Empire at Charlemagne’s Death

Charlemagne died in 814, having firmly established Christianity in Western Europe and carved a sizable Empire for the Franks. Upon his death, his Empire was divided between his sons in the manner common among Franks. Italy went to King Pepin, Charles the Younger was made King of Neustria and Aquitaine went to King Louis the Pious. Charlemagne was effectively considered the creator of the Kingdoms of France and Germany which later paved the way for the modern-day countries of the same name.

Charlemagne Empire Summary

Charlemagne was among the most influential European rulers during the Middle Ages who left a lasting impact on Western and Central Europe.
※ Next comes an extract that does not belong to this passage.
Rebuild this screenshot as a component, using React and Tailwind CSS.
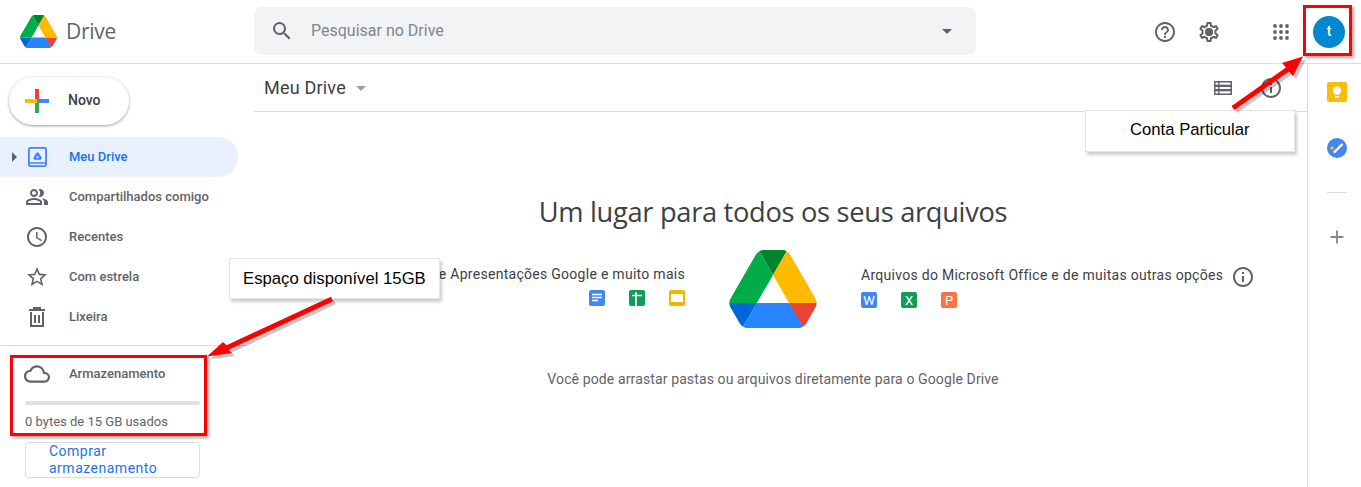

He was the grandson of Charles Martel of Battle of Tours fame. Charlemagne ascended to the throne in 768 and throughout his reign, he launched countless battles against Saxons, Lombards, the regions in Aquitaine and a large number of other pagan tribes.

He won most of these battles, effectively bringing Italy and Saxonia into Frankish control and turning a huge number pagan populations into adherents of Christianity. By his death, he had forged a Frankish Empire which expanded over modern-day France, Italy, Germany and a large number of other territories. He was the first ruler after the fall of the Western Roman Empire in the 5th century to be crowned “Emperor of the Romans”.